Examples and Anecdotes
- Tenants will submit maintenance requests primarily at night or on the weekend. They generally really appreciate getting a text right away (especially at night) and often say thank you. Another major benefit to texting them right when they submit the issue is that it greatly reduces back and forth because they are clearly free/thinking about it right then so they are more able to send pictures and additional information.
- Leasing calls have a very large inbound volume but represent a relatively low value interaction for property managers. One property manager we worked with used to directly point their leasing number to a voicemail box because so many of the questions could have been answered by going to their homepage. Dropping Mason into this high volume use case he’s able to speak to all of these leasing calls simultaneously. On consistent communications, he’s able to steer sharply away from legally sensitive topics like Section 8/rent controlled housing and just send a link to a page with the process instead.
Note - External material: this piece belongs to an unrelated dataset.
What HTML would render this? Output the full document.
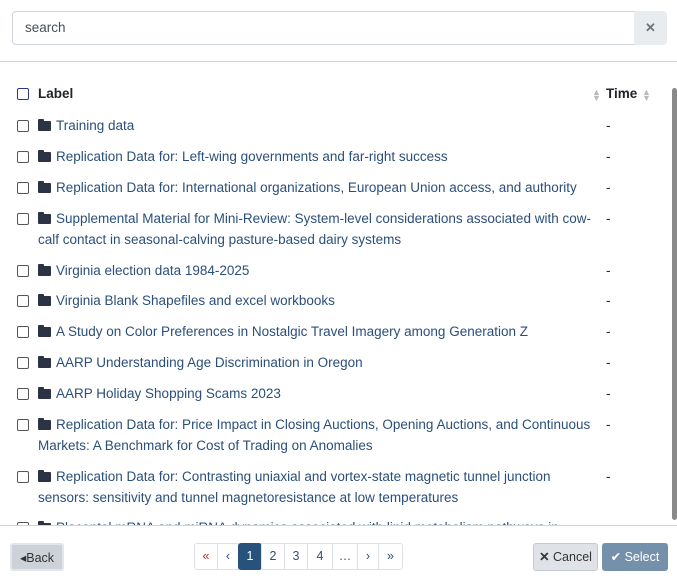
<!DOCTYPE html>
<html><head><style>
*{box-sizing:border-box}
body{margin:0;width:677px;height:583px;overflow:hidden;background:#fff;font-family:"Liberation Sans",sans-serif;font-size:13.5px;color:#212529;position:relative}
.search{position:absolute;left:12px;top:11px;width:623px;height:34px;border:1px solid #ced4da;border-radius:4px 0 0 4px;padding:0 12px;line-height:32px;color:#495057;font-size:13.5px}
.clr{position:absolute;left:634px;top:11px;width:33px;height:34px;background:#e9ecef;border-radius:0 4px 4px 0;color:#6c757d;font-weight:bold;text-align:center;line-height:33px;font-size:13px}
.sep{position:absolute;left:0;top:61px;width:677px;height:1px;background:#cfd4da}
.list{position:absolute;left:0;top:62px;width:671px;height:463px;overflow:hidden}
.thumb{position:absolute;left:672px;top:88px;width:5px;height:432px;background:#8a8a8a;border-radius:3px}
.row{position:absolute;left:0;width:671px;line-height:21px}
.cb{position:absolute;left:17px;top:5px;width:12px;height:12px;border:1.5px solid #555;border-radius:2px}
.lab{position:absolute;left:38px;width:556px;color:#2b4f7a}
.fold{display:inline-block;width:13px;height:10px;background:#2c3345;border-radius:1px;margin-right:5px;vertical-align:-1px;position:relative}
.fold:before{content:"";position:absolute;left:0;top:-2px;width:6px;height:3px;background:#2c3345;border-radius:1px 1px 0 0}
.t{position:absolute;left:606px}
.hdr{font-weight:bold}
.sort{position:absolute;color:#bbb;font-size:9px;line-height:6px}
.bot{position:absolute;left:0;top:525px;width:677px;height:1px;background:#cfd4da}
.btn{position:absolute;top:543px;height:28px;border-radius:3px;line-height:26px;font-size:12.5px;text-align:center}
.pg{position:absolute;top:543px;height:27px;border:1px solid #dee2e6;line-height:25px;text-align:center;color:#2b4f7a;font-size:12.5px;background:#fff}
</style></head><body>
<div class="search">search</div><div class="clr">✕</div>
<div class="sep"></div>
<div class="list">
<div class="row hdr" style="top:21px"><div class="cb" style="border-color:#2a3a8a"></div><div class="lab" style="color:#212529">Label</div>
<div class="sort" style="left:592px;top:6px">▲<br>▼</div><div class="t">Time</div><div class="sort" style="left:642px;top:6px">▲<br>▼</div></div>
<div class="row" style="top:53px"><div class="cb"></div><div class="lab"><span class="fold"></span>Training data</div><div class="t">-</div></div>
<div class="row" style="top:84px"><div class="cb"></div><div class="lab"><span class="fold"></span>Replication Data for: Left-wing governments and far-right success</div><div class="t">-</div></div>
<div class="row" style="top:115px"><div class="cb"></div><div class="lab"><span class="fold"></span>Replication Data for: International organizations, European Union access, and authority</div><div class="t">-</div></div>
<div class="row" style="top:146px"><div class="cb"></div><div class="lab"><span class="fold"></span>Supplemental Material for Mini-Review: System-level considerations associated with cow-<br>calf contact in seasonal-calving pasture-based dairy systems</div><div class="t">-</div></div>
<div class="row" style="top:198px"><div class="cb"></div><div class="lab"><span class="fold"></span>Virginia election data 1984-2025</div><div class="t">-</div></div>
<div class="row" style="top:228px"><div class="cb"></div><div class="lab"><span class="fold"></span>Virginia Blank Shapefiles and excel workbooks</div><div class="t">-</div></div>
<div class="row" style="top:259px"><div class="cb"></div><div class="lab"><span class="fold"></span>A Study on Color Preferences in Nostalgic Travel Imagery among Generation Z</div><div class="t">-</div></div>
<div class="row" style="top:290px"><div class="cb"></div><div class="lab"><span class="fold"></span>AARP Understanding Age Discrimination in Oregon</div><div class="t">-</div></div>
<div class="row" style="top:321px"><div class="cb"></div><div class="lab"><span class="fold"></span>AARP Holiday Shopping Scams 2023</div><div class="t">-</div></div>
<div class="row" style="top:352px"><div class="cb"></div><div class="lab"><span class="fold"></span>Replication Data for: Price Impact in Closing Auctions, Opening Auctions, and Continuous<br>Markets: A Benchmark for Cost of Trading on Anomalies</div><div class="t">-</div></div>
<div class="row" style="top:404px"><div class="cb"></div><div class="lab"><span class="fold"></span>Replication Data for: Contrasting uniaxial and vortex-state magnetic tunnel junction<br>sensors: sensitivity and tunnel magnetoresistance at low temperatures</div><div class="t">-</div></div>
<div class="row" style="top:455px"><div class="cb"></div><div class="lab"><span class="fold"></span>Placental mRNA and miRNA dynamics associated with lipid metabolism pathways in</div><div class="t">-</div></div>
</div>
<div class="thumb"></div>
<div class="bot"></div>
<div class="btn" style="left:10px;width:54px;background:#ccd2d8;border:2px solid #e2e6ea;color:#333">◂Back</div>
<div class="pg" style="left:194px;width:24px;border-radius:3px 0 0 3px;color:#b03030">«</div>
<div class="pg" style="left:217px;width:22px">‹</div>
<div class="pg" style="left:238px;width:24px;background:#26527c;color:#fff;border-color:#26527c;border-radius:3px">1</div>
<div class="pg" style="left:261px;width:24px">2</div>
<div class="pg" style="left:284px;width:24px">3</div>
<div class="pg" style="left:307px;width:26px">4</div>
<div class="pg" style="left:332px;width:26px">…</div>
<div class="pg" style="left:357px;width:22px">›</div>
<div class="pg" style="left:378px;width:25px;border-radius:0 3px 3px 0">»</div>
<div class="btn" style="left:533px;width:65px;background:#dfe2e6;border:1px solid #c5cad0;color:#333"><b>✕</b> Cancel</div>
<div class="btn" style="left:602px;width:66px;background:#7590aa;border:1px solid #7590aa;color:#fff">✔ Select</div>
</body></html>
- Mason often will take the tenant at their word and make recommendations to the property manager based on the specific words and assumptions they’ve provided him. It’s a work in progress to make him more skeptical and gently push back. Often he performs worst when someone already believes they know the source of their issue and submits a very specific request without zooming out and stating the high level problem.
- AI voices have gotten extremely realistic. We shell out for our choice Eleven Labs voice and it’s extremely convincing. Mason will always tell a user if asked directly that he is an AI assistant but this rarely happens. This means that every bit of latency of silence or failed call feels extremely personal. Due to flaky infrastructure a call failed while taking in the detail of a maintenance issue. After we reached out to them over text they were upset “you hung up on me earlier”.
- Mason desperately wants to have dispatched a vendor to solve your problem. For a while he was commonly jumping the gun on reporting that someone was on the way etc. It took giving him a simple out and a tool + stopping interactions at a key time before resuming to make sure that he would be truthful.
- Early on a plumber looking for extra work would often test the bounds of what Mason would approve to see if he could ask for extra jobs or pick up odd handyman tasks around the property. This was trickier to drill out over the phone but it became obvious the importance of keeping the bounds of approval super clear.
- Chatting with the average American is beautiful in a lot of ways; people are earnest and kind. However… the set up here is often adversarial and often people blow up while being asked simple questions about their water heater. The AI takes it on the chin always but handles a different class of defense mechanism kind of oddly. People often bring up extremely personal things they are going through like the sickness of a relative. These are the cases where having the AI interacting with people can feel off. It’s hard to tell if these are honest pleas for connection but Mason will often brush by them because they are far outside his intended purpose.